## TASK OBJECTIVE:
Work through the material below and count the lines holding the word "components"; give that count and nothing more.
▼▼▼
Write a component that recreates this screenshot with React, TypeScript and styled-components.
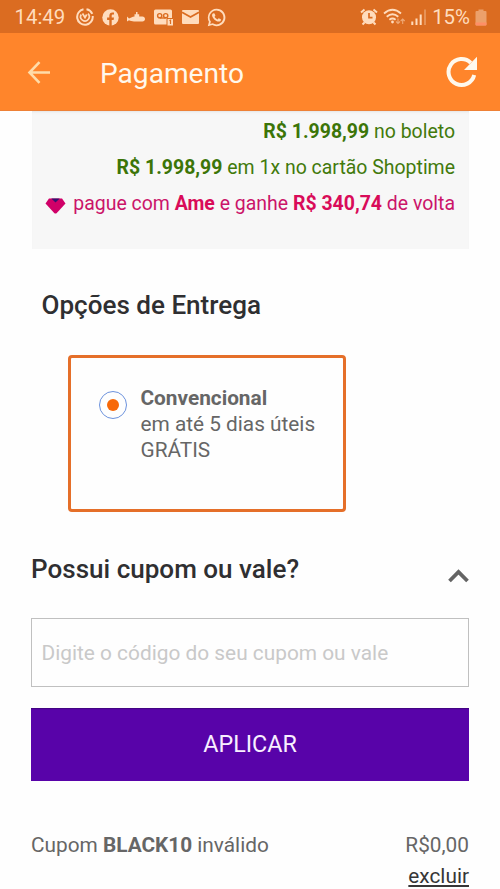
import React from 'react';
import styled, { createGlobalStyle } from 'styled-components';

const GlobalStyle = createGlobalStyle`
  * { box-sizing: border-box; }
  body { margin: 0; background: #fefefe; font-family: Roboto, sans-serif; overflow: hidden; }
`;

const Screen = styled.div`
  width: 500px;
  height: 889px;
  overflow: hidden;
  background: #fefefe;
  color: #666;
`;

const StatusBar = styled.header`
  display: flex;
  justify-content: space-between;
  align-items: center;
  height: 33px;
  padding: 1px 13px 0 14.5px;
  background: #db6c21;
  color: #ffdcbd;
`;

const StatusGroup = styled.div<{ $gap: number }>`
  display: flex;
  align-items: center;
  gap: ${(p) => p.$gap}px;
  font-size: 20.4px;
  line-height: 32px;
  svg { display: block; flex: none; }
`;

const Clock = styled.span`
  width: 53px;
`;

const AppBar = styled.div`
  display: flex;
  align-items: center;
  height: 78px;
  padding: 0 22px 0 27px;
  background: #ff852b;
  border-bottom: 1px solid #ee8136;
  color: #fff8ec;
  svg { display: block; flex: none; }
`;

const AppTitle = styled.h1`
  flex: 1;
  margin: 4px 0 0 49px;
  font-size: 28.1px;
  font-weight: 400;
  line-height: 40px;
`;

const Content = styled.main`
  padding: 0 31px;
`;

const Summary = styled.section`
  height: 138px;
  margin-left: 1px;
  padding: 3px 14px 0 0;
  background: #f7f7f7;
  box-shadow: inset 0 3px 3px -2px #e4e4e4;
`;

const PriceLine = styled.p<{ $accent?: boolean }>`
  display: flex;
  justify-content: flex-end;
  align-items: center;
  margin: 0;
  font-size: 19.47px;
  line-height: 36px;
  white-space: pre;
  color: ${(p) => (p.$accent ? '#cb1469' : '#427a0b')};
  b { font-weight: 700; color: ${(p) => (p.$accent ? '#d90b59' : '#3c7508')}; }
  svg { margin: 4px 7px 0 0; }
`;

const Heading = styled.h2`
  margin: 0;
  font-size: 26.05px;
  font-weight: 500;
  line-height: 32px;
  color: #2f2f31;
`;

const DeliveryHeading = styled(Heading)`
  margin: 40px 0 0 10.5px;
`;

const DeliveryCard = styled.section`
  display: flex;
  gap: 14px;
  width: 278px;
  height: 157px;
  margin: 34px 0 0 37px;
  padding: 27px 0 0 27.5px;
  border: 3px solid #e56f29;
  border-radius: 4px;
`;

const Radio = styled.span`
  display: grid;
  place-items: center;
  flex: none;
  width: 28px;
  height: 28px;
  margin-top: 6px;
  border: 1px solid #6c92dd;
  border-radius: 50%;
  &::after {
    content: '';
    width: 12px;
    height: 12px;
    border-radius: 50%;
    background: #f76808;
  }
`;

const DeliveryText = styled.div`
  font-size: 20.8px;
  line-height: 26px;
  white-space: nowrap;
  b { display: block; font-weight: 700; }
  span { display: block; }
`;

const CouponHeader = styled.div`
  display: flex;
  justify-content: space-between;
  height: 32px;
  margin-top: 41px;
  svg { margin-top: 16px; }
`;

const CouponInput = styled.input`
  display: block;
  width: 100%;
  height: 69px;
  margin: 33px 0 0;
  padding: 1px 9.5px 0;
  border: 1px solid #c0c0c0;
  border-radius: 0;
  outline: 0;
  background: #fefefe;
  font: 400 20.85px Roboto, sans-serif;
  &::placeholder { color: #c9c9c9; opacity: 1; }
`;

const ApplyButton = styled.button`
  display: block;
  width: 100%;
  height: 73px;
  margin: 21px 0 0;
  padding: 0 0 2px;
  border: 0;
  background: #5803a9;
  box-shadow: inset 0 2px 1px -1px #42057f;
  color: #f8efff;
  font: 400 23.3px Roboto, sans-serif;
`;

const CouponResult = styled.div`
  display: flex;
  justify-content: space-between;
  margin-top: 49px;
  font-size: 20.8px;
  line-height: 31px;
  b { font-weight: 700; }
`;

const CouponAmount = styled.div`
  display: flex;
  flex-direction: column;
  align-items: flex-end;
`;

const RemoveLink = styled.a`
  color: #363636;
  text-decoration: underline;
  text-decoration-thickness: 1.5px;
  text-underline-offset: 2px;
  text-decoration-skip-ink: none;
`;

const SwirlIcon = () => (
  <svg width="18" height="18" viewBox="0 0 18 18" fill="none" stroke="currentColor" strokeWidth="2">
    <path d="M7.5 1.3A7.8 7.8 0 1 0 16.7 8" />
    <path d="M10.5 1.3a7.8 7.8 0 0 1 5.8 4.5" />
    <path d="M5.2 6.5a4.3 4.3 0 1 0 6.8-.8M6.5 5.5 9 9.5l1.7-3" strokeWidth="1.7" />
  </svg>
);
const FacebookIcon = () => (
  <svg width="17" height="17" viewBox="0 0 17 17">
    <circle cx="8.5" cy="8.5" r="8.2" fill="currentColor" />
    <path d="M7.3 17v-6H5.1V8.5h2.2V6.8c0-2.3 1.3-3.4 3.2-3.4.8 0 1.5.1 1.5.1v2h-1c-1 0-1.3.6-1.3 1.3v1.7h2.3l-.4 2.5H9.7v6Z" fill="#db6c21" />
  </svg>
);
const SubmarineIcon = () => (
  <svg width="18" height="12" viewBox="0 0 18 12" fill="currentColor">
    <path d="M0 5.5 2 7.5l4-1.7 1.5-.2V3.2H9V1h1.5v2.2h1.7v2.4h3.3c1.4 0 2.5 1.1 2.5 2.4s-1.1 2.5-2.5 2.5H7C5 10.5 3.5 10 2 9.3L0 10.5Z" />
  </svg>
);
const VoicemailIcon = () => (
  <svg width="20" height="17" viewBox="0 0 20 17">
    <path d="M1.5.5h15Q18 .5 18 2v13.5H1.5Q0 15.5 0 14V2Q0 .5 1.5.5Z" fill="currentColor" />
    <g fill="none" stroke="#db6c21" strokeWidth="1.4">
      <circle cx="5.7" cy="6.7" r="2.1" />
      <circle cx="11.7" cy="6.7" r="2.1" />
      <path d="M5.7 9h6" />
    </g>
    <path d="M13 9.5h6.5V17H13Z" fill="currentColor" stroke="#db6c21" />
    <path d="m15.5 11.8 1-.6V15" fill="none" stroke="#db6c21" strokeWidth="1.2" />
  </svg>
);
const MailIcon = () => (
  <svg width="17" height="14" viewBox="0 0 17 14">
    <rect width="17" height="14" rx="1" fill="currentColor" />
    <path d="M0 2.2 8.5 7 17 2.2" fill="none" stroke="#db6c21" strokeWidth="1.7" />
  </svg>
);
const WhatsAppIcon = () => (
  <svg width="19" height="19" viewBox="0 0 24 24" fill="currentColor">
    <path d="M12 1a11 11 0 0 0-9.5 16.5L1 23l5.7-1.5A11 11 0 1 0 12 1Zm0 2.2a8.8 8.8 0 1 1-4.8 16.2l-3.1.8.8-3A8.8 8.8 0 0 1 12 3.2Z" />
    <path d="M8.3 6.5c-.8 0-1.9 1-1.9 2.5 0 3 4.5 8.2 8.4 8.2 1.5 0 2.9-1 2.9-2.5 0-.5-2.6-1.8-3-1.8-.5 0-1 1.6-1.5 1.6-.8 0-3.6-2.4-3.6-3.3 0-.4 1-1 1-1.6S9.4 6.5 9 6.5Z" />
  </svg>
);
const AlarmIcon = () => (
  <svg width="18" height="18" viewBox="0 0 18 18">
    <path d="M1 4.5 4.5 1.5M17 4.5l-3.500-3M4.500 14.500l-2 2M13.500 14.500l2 2" stroke="currentColor" strokeWidth="2" />
    <circle cx="9" cy="9.2" r="7" fill="currentColor" />
    <path d="M9 5v4.7h3.5" fill="none" stroke="#db6c21" strokeWidth="1.7" />
  </svg>
);
const WifiIcon = () => (
  <svg width="23" height="18" viewBox="0 0 23 18" fill="none" stroke="currentColor" strokeWidth="1.8">
    <path d="M1 5.5q8.5-7.5 17 0M3.7 8.7q5.8-5 11.6 0M6.4 11.7q3.1-2.5 6.2 0" />
    <circle cx="9.5" cy="14" r="1.4" fill="currentColor" stroke="none" />
    <path d="M15 10.5v5m-2-2 2 2 2-2M19.7 16v-5m-2 2 2-2 2 2" strokeWidth="1.1" opacity=".55" />
  </svg>
);
const SignalIcon = () => (
  <svg width="16" height="16" viewBox="0 0 16 16" fill="currentColor">
    <path d="M.3 12.5h2V16h-2ZM4.500 9.500h2V16h-2ZM8.700 5.500h2V16h-2Z" />
    <path d="M13 .5h2V16h-2Z" opacity=".35" />
  </svg>
);
const BatteryIcon = () => (
  <svg width="12" height="17" viewBox="0 0 12 17">
    <path d="M3.5.5h5V2H10.5Q11.5 2 11.5 3v12.5q0 1-1 1h-9q-1 0-1-1V3q0-1 1-1h2Z" fill="#eca06b" />
    <path d="M.5 13.5h11v2q0 1-1 1h-9q-1 0-1-1Z" fill="#ff8e66" />
  </svg>
);
const BackIcon = () => (
  <svg width="24" height="24" viewBox="0 0 24 24" fill="none" stroke="#ffdca9" strokeWidth="2.6">
    <path d="M23 12.5H3M12.5 2.2 2.5 12.5l10 10.3" />
  </svg>
);
const ReloadIcon = () => (
  <svg width="32" height="32" viewBox="0 0 32 32">
    <path d="M24.8 6.8A13 13 0 1 0 28.2 19" fill="none" stroke="currentColor" strokeWidth="4" />
    <path d="M31 .8V14H18Z" fill="currentColor" />
  </svg>
);
const AmeIcon = () => (
  <svg width="21" height="16" viewBox="0 0 21 16">
    <path d="M4 .5h13l3.5 5L11.8 15q-1.3 1-2.6 0L.5 5.5Z" fill="#d00068" />
    <path d="M6.3.5h8.4l-4.2 4Z" fill="#34116f" />
  </svg>
);
const ChevronUp = () => (
  <svg width="21" height="14" viewBox="0 0 21 14">
    <path d="m1.5 12 9-9 9 9" fill="none" stroke="#646464" strokeWidth="3.8" />
  </svg>
);

export default function App() {
  return (
    <Screen>
      <GlobalStyle />
      <StatusBar>
        <StatusGroup $gap={8.3}>
          <Clock>14:49</Clock>
          <SwirlIcon /><FacebookIcon /><SubmarineIcon /><VoicemailIcon /><MailIcon /><WhatsAppIcon />
        </StatusGroup>
        <StatusGroup $gap={5}>
          <AlarmIcon /><WifiIcon /><SignalIcon /><span>15%</span><BatteryIcon />
        </StatusGroup>
      </StatusBar>
      <AppBar>
        <BackIcon />
        <AppTitle>Pagamento</AppTitle>
        <ReloadIcon />
      </AppBar>
      <Content>
        <Summary>
          <PriceLine><b>R$ 1.998,99</b> no boleto</PriceLine>
          <PriceLine><b>R$ 1.998,99</b> em 1x no cartão Shoptime</PriceLine>
          <PriceLine $accent><AmeIcon />pague com <b>Ame</b> e ganhe <b>R$ 340,74</b> de volta</PriceLine>
        </Summary>
        <DeliveryHeading>Opções de Entrega</DeliveryHeading>
        <DeliveryCard>
          <Radio role="radio" aria-checked="true" />
          <DeliveryText>
            <b>Convencional</b>
            <span>em até 5 dias úteis</span>
            <span>GRÁTIS</span>
          </DeliveryText>
        </DeliveryCard>
        <CouponHeader>
          <Heading>Possui cupom ou vale?</Heading>
          <ChevronUp />
        </CouponHeader>
        <CouponInput placeholder="Digite o código do seu cupom ou vale" />
        <ApplyButton>APLICAR</ApplyButton>
        <CouponResult>
          <span>Cupom <b>BLACK10</b> inválido</span>
          <CouponAmount>
            <span>R$0,00</span>
            <RemoveLink>excluir</RemoveLink>
          </CouponAmount>
        </CouponResult>
      </Content>
    </Screen>
  );
}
▲▲▲
## RESULT:
2